Previously, The News World spawned a sister Spanish-language New York daily, Noticias Del Mundo on October 22, 1980. The movement also published a Korean-language daily, a Harlem weekly, and a small press service, Free Press International (FPI), out of New York. Overseas newspapers included Sekai Nippo, a daily in Japan; Ultimas Noticias, a daily in Uruguay; and the Middle East Times, a weekly published in Cyprus. Apart from print media, a movement film company, One-Way Productions, Inc., produced a feature-length motion picture, Inchon, which dramatized events surrounding the amphibious landing of U.N. troops led by General Douglas MacArthur during the Korean War. The production featured two international stars, Laurence Olivier as Douglas MacArthur, and Toshiro Mifune, as well as an all-star cast of Jacqueline Bisset, Ben Gazzara, Richard Roundtree and David Jansen. It also included such extras as 20-ton tanks, a fleet of transport convoys, an armada of Navy destroyers, jeeps, tugboats, F-86 aircraft, 1,500 soldiers and a Scottish bagpipe marching band. Logistics were a nightmare, particularly since no major film had been shot in Korea before. At a cost of nearly $50 million, Inchon was remembered as one of Hollywood’s all-time busts. Rev. Moon explained that his reasons for supporting the film did not involve "making money" but were, first, "to document the historical fact that it was the North which invaded the South," a situation that he said had been subject to persistent distortions over the past thirty years. Second, he "wanted to pay tribute to General Douglas MacArthur" whose "masterpiece of military strategy" helped preserve Korea. He also admitted to "a very personal side" behind his support in that the Inchon landing precipitated his own liberation by U.N. forces from a North Korean prison camp "just hours before I was to be taken out and executed."

For all this, the movement’s media enterprises would have received scant attention or would have been accounted an oddity had it not been for Rev. Moon’ decision in 1982 to launch The Washington Times in the nation’s capital. There, the movement had a much stronger potential niche than in the more crowded and commercialized New York market. The Washington Star, the capital’s only major competitor of the powerful but liberal-leaning Washington Post, folded in 1981, and numerous, especially conservative voices railed against the prospect of Washington, D.C. being a "one-newspaper town." On January 1, 1982, Rev. Moon selected 200 newspaper trainees from among a full ballroom of member volunteers and directed that the Washington paper be published within two months. On the face of it, this was reminiscent of The News World’s beginnings. However, there were significant differences. First, the movement had accumulated a great deal of experience and expertise in the intervening years. Second, and more importantly, the movement turned over the paper’s editorial reins to nonmember professionals. James R. Whelan, a former editor of The Sacramento Union, was hired as the Times’ editor and publisher, and he wasted little time assembling a first-rate staff, including a number of well-known journalists...along with a sizable contingent from the defunct Washington Star. Third, the movement spared few expenses in what one commentator termed "its bid to make it in the big leagues." Start-up costs were estimated to be in the $40,000,000 to $50,000,000 range, and in 1983, the Times completed an $18,000,000 renovation of its headquarters, including a 10,000 square-foot newsroom overlooking the National Arboretum, which was regarded as "among the handsomest in the country." By 1984, the movement had invested $150,000,000 in the five-day-a-week paper.

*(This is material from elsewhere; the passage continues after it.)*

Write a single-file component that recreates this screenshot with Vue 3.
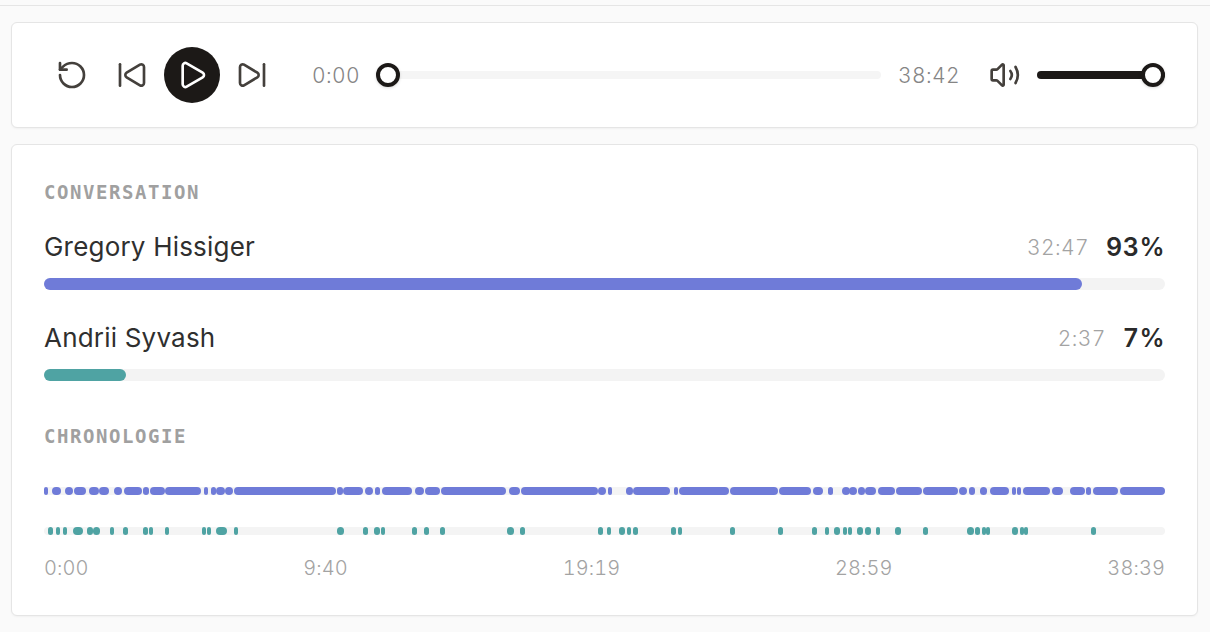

Rev. Moon signs copies of the first edition of The Washington Times.

Although the Times was welcomed by Washington, D.C. Mayor Marion Barry and sectors of the public, it faced hazing from many quarters and was controversial from the beginning. Attention focused primarily on the matter of overt or behind-the-scenes church control. This was accentuated when James Whelan was fired. He announced at a July 17, 1984 press conference that the Times was firmly in the hands of top officials of the Reverend Sun Myung Moon’s Unification movement. Whelan’s charges were countered by nonmember Times officials who charged that Whelan’s contentions were a cover for "managerial shortcomings" and a "loss of support among his subordinates." To some extent, these disputes overshadowed the very real influence exerted by the Times on any number of issues between 1982-85. In 1982, for example, when Reagan felt support ebbing for his tax proposals, even among Republicans, he "felt compelled" to give an exclusive interview to the Times White House correspondent as "the way to reach his political constituency." The Times, likewise, maintained a strong advocacy for Reagan’s SDI initiative and was forceful in its support for the Nicaraguan resistance, launching a Nicaraguan Freedom Fund, which became national news. Along with the Time’s subsequent reporting of Soviet assistance to Nicaraguan President Daniel Ortega, its public relations offensive was instrumental in the U.S. Congress reversing its position on humanitarian aid to the Contras. The Times "highlighted Soviet human rights violations, did expansive features on the public relations and lobbying activities of left-leaning organizations...and frequently reported on the Soviets’ nuclear build-up and their sizeable military and logistic aid to national liberation movements in Asia, Latin America and Africa. Alex Jones of The New York Times called The Washington Times the "third most-quoted newspaper in America" after only The Washington Post and The New York Times and reported that "AP cited the Times in more than 80 major dispatches from D.C." during the first five months of 1985.

World Media Conferences, which the movement sponsored annually from 1978, and "fact-finding tours" which it ran were additional components of the movement’s media network. The World Media Conferences were similar to ICUS and other movement-sponsored conferences in format. However, they evolved from gatherings of media scholars to meetings of working journalists. The first several were held in New York and dealt with threats to media freedom. Between 1982-84, they were convened in Seoul, Korea; Cartagena, Colombia; and Tokyo, Japan with themes related to media responsibility. The conferences were marked by increasing numbers of participants: 240 from 70 nations in Korea, 500 from 92 nations in Colombia, and 700 from 88 nations in Japan. The World Media Association, which sponsored these conferences, also ran fact-finding tours for groups of journalists to Central America, Europe, the USSR and Asia. By the end of 1984, close to 2,500 journalists had participated in the conferences and tours.